— TASK DESCRIPTION —
Copy exactly, and only, the lines below from the first through the one containing "const toneColor = (t?: Tone)", both included; pictures are omitted.

— PROVIDED MATERIAL —
☆ ☆ ☆ ☆ ☆ ☆ ☆

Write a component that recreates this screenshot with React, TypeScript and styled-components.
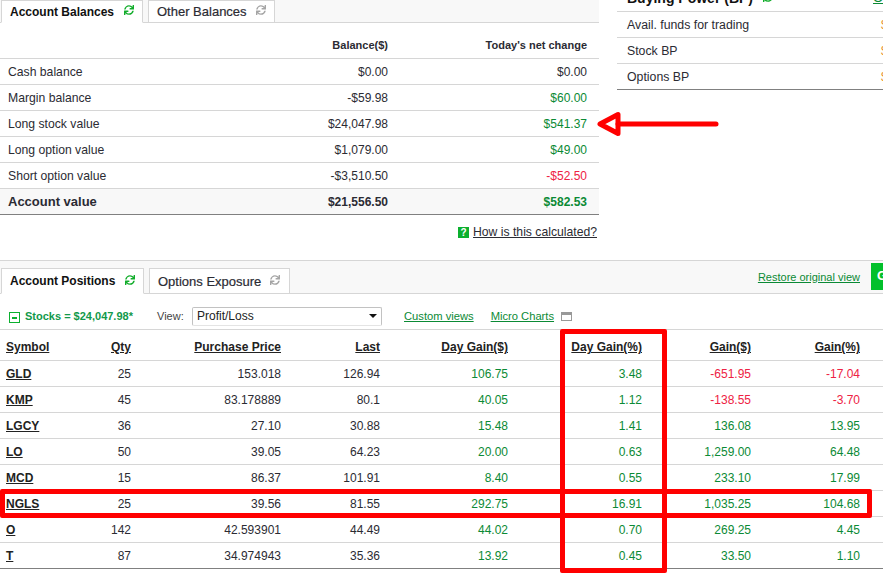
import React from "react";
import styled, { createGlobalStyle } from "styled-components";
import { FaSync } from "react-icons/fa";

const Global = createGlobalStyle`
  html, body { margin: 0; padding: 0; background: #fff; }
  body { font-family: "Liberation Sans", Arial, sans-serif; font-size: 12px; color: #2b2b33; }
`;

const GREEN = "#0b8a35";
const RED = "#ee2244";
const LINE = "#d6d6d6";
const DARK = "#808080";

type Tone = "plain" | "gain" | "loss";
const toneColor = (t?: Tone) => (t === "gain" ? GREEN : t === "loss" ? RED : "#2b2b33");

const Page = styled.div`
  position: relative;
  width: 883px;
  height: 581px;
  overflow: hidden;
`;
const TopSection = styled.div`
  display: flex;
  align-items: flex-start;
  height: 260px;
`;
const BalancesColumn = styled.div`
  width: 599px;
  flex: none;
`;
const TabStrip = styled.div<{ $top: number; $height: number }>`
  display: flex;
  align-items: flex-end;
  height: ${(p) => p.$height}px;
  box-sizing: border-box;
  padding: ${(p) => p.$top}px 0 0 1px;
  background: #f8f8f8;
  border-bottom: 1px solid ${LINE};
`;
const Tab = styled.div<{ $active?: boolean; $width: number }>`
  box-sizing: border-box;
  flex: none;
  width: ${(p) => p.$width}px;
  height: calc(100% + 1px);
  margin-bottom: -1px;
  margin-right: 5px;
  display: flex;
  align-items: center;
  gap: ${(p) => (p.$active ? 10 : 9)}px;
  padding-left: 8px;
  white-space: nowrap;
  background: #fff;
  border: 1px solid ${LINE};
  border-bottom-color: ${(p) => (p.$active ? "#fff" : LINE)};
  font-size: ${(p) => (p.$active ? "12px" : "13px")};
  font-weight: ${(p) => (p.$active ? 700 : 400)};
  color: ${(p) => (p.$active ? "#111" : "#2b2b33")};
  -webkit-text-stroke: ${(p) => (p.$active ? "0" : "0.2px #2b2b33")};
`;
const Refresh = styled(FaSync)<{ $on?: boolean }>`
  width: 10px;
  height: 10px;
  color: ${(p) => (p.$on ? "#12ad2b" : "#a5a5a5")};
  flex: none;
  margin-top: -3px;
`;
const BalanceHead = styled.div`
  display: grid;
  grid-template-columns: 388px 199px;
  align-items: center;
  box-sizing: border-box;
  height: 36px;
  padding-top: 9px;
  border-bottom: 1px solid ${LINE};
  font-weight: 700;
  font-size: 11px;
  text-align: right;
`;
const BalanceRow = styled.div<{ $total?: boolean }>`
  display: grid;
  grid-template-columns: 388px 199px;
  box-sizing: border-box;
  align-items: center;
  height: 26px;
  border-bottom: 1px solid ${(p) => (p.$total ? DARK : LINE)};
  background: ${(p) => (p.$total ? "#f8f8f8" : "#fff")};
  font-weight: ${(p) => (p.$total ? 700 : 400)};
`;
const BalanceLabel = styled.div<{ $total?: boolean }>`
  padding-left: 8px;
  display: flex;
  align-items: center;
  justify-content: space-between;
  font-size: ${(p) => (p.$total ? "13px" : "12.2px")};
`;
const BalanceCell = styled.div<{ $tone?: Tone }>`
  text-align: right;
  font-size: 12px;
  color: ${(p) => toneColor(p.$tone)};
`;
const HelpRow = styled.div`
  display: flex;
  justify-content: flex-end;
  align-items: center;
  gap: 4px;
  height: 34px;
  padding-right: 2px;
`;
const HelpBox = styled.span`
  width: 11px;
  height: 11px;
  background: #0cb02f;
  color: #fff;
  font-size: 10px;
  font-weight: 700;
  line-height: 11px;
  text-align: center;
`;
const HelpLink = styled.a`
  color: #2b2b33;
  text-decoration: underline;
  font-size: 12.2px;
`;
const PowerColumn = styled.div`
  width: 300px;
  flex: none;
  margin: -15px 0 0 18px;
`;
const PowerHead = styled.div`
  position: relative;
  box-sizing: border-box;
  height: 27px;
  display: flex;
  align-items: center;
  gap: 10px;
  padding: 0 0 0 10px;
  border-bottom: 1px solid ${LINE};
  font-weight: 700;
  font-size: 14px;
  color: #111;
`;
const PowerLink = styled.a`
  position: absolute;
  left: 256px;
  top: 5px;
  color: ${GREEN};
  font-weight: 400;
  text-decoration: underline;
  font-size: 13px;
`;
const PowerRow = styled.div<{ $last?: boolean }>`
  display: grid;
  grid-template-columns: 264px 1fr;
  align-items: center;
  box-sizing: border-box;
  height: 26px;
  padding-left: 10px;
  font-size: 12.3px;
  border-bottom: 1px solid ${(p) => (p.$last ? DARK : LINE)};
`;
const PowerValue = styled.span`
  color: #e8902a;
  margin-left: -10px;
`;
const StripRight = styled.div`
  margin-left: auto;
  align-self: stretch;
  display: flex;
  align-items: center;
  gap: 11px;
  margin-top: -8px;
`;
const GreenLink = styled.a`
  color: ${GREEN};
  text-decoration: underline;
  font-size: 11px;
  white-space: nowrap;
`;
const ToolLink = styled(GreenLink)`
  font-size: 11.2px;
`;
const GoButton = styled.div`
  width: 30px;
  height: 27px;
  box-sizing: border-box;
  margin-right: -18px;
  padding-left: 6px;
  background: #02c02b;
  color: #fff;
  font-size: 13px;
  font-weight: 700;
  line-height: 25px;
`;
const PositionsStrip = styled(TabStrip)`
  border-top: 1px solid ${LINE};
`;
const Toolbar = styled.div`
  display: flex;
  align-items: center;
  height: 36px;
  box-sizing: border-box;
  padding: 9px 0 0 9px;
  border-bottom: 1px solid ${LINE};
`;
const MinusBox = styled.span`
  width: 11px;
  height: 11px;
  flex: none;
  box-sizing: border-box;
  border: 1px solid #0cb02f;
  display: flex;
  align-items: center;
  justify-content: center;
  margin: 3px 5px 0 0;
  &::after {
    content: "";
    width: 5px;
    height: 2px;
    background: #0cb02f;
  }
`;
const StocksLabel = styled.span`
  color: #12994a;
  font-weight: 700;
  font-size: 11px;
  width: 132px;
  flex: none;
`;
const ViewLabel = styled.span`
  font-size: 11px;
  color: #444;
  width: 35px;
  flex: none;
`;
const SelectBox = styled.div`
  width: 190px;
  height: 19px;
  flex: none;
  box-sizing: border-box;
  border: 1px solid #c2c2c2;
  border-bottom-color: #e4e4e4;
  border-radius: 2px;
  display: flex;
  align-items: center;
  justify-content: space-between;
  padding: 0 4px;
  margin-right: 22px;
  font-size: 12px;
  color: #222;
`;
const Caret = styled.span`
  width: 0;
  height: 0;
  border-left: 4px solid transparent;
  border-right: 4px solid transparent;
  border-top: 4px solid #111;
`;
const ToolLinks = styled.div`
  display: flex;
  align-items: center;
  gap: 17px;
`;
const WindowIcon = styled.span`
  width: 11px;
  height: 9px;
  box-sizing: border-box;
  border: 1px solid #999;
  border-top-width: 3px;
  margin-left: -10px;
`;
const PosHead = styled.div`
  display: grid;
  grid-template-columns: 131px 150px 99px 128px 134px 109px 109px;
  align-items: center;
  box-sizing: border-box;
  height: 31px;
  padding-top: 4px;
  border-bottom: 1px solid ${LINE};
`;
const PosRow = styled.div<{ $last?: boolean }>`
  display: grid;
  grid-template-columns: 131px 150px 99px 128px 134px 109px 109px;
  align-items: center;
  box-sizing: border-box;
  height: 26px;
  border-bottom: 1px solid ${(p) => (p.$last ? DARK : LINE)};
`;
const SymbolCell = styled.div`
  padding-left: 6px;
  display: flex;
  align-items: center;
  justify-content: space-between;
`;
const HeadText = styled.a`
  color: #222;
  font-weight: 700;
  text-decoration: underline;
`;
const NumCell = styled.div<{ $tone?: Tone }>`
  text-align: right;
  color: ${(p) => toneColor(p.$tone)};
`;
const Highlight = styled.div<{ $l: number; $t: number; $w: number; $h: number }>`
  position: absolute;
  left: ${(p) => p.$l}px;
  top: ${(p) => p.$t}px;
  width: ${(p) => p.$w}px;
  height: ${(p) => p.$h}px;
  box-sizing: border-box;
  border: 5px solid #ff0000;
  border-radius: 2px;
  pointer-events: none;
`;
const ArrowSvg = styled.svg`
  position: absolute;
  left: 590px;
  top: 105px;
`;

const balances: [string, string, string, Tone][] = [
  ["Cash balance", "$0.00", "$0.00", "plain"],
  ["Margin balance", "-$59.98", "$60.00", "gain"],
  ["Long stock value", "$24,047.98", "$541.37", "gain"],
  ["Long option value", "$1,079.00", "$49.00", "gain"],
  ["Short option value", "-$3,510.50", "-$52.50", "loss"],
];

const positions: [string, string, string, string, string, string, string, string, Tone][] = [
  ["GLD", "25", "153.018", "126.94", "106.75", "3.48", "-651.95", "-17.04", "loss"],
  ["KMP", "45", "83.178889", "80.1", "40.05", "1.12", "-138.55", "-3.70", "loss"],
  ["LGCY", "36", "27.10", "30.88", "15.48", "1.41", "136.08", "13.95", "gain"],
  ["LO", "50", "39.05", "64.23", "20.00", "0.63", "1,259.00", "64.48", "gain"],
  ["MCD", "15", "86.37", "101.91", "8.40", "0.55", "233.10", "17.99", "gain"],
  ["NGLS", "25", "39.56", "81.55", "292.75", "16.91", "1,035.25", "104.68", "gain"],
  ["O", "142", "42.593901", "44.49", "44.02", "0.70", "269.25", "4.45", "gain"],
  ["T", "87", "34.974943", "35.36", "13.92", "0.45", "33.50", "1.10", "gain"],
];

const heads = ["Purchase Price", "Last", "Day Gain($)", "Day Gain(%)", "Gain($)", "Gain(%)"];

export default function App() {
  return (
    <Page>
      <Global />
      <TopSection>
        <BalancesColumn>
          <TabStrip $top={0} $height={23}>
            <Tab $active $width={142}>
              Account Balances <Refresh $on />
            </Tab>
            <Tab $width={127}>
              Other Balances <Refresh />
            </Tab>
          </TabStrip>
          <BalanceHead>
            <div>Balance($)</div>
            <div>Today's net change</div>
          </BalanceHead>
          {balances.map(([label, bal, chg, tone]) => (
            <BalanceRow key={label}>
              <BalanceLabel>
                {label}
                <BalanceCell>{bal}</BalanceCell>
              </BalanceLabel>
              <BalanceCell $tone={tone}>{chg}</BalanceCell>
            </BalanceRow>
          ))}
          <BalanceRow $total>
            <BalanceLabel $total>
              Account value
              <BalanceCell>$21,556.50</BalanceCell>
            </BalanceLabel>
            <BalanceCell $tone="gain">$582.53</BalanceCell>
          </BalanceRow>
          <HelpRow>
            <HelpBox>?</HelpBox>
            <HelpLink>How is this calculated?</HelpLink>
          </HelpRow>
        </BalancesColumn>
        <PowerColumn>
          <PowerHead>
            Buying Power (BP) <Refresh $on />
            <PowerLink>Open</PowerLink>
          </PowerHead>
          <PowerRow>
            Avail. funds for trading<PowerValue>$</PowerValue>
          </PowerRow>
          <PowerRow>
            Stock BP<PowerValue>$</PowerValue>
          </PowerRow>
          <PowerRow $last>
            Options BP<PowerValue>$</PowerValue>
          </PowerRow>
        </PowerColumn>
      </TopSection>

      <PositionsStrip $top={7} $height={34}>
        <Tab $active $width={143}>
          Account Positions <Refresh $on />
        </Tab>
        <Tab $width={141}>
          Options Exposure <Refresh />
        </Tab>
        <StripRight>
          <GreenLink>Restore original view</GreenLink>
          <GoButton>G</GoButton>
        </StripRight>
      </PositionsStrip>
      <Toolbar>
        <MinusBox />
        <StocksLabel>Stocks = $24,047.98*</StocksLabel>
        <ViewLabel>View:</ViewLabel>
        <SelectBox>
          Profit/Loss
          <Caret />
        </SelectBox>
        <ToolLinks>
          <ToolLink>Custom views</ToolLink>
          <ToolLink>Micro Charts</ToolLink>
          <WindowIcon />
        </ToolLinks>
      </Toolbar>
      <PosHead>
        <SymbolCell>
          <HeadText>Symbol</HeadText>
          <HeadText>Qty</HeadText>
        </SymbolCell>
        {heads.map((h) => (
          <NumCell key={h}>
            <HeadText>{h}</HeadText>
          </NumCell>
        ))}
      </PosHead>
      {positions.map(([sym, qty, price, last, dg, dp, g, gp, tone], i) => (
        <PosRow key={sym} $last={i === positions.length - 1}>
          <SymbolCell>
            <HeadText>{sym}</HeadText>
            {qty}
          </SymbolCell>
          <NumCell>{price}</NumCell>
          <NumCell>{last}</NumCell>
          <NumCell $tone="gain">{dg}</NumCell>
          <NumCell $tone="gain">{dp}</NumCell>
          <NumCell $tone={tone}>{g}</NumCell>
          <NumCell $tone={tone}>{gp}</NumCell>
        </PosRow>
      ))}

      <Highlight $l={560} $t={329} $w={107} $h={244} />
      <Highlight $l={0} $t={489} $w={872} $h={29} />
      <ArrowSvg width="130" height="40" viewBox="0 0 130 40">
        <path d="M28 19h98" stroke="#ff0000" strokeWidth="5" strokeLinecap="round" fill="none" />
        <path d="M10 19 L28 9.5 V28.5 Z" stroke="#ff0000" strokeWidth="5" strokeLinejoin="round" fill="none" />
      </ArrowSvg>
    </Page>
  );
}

☆ ☆ ☆ ☆ ☆ ☆ ☆

— RESULT —
Write a component that recreates this screenshot with React, TypeScript and styled-components.
import React from "react";
import styled, { createGlobalStyle } from "styled-components";
import { FaSync } from "react-icons/fa";

const Global = createGlobalStyle`
  html, body { margin: 0; padding: 0; background: #fff; }
  body { font-family: "Liberation Sans", Arial, sans-serif; font-size: 12px; color: #2b2b33; }
`;

const GREEN = "#0b8a35";
const RED = "#ee2244";
const LINE = "#d6d6d6";
const DARK = "#808080";

type Tone = "plain" | "gain" | "loss";
const toneColor = (t?: Tone) => (t === "gain" ? GREEN : t === "loss" ? RED : "#2b2b33");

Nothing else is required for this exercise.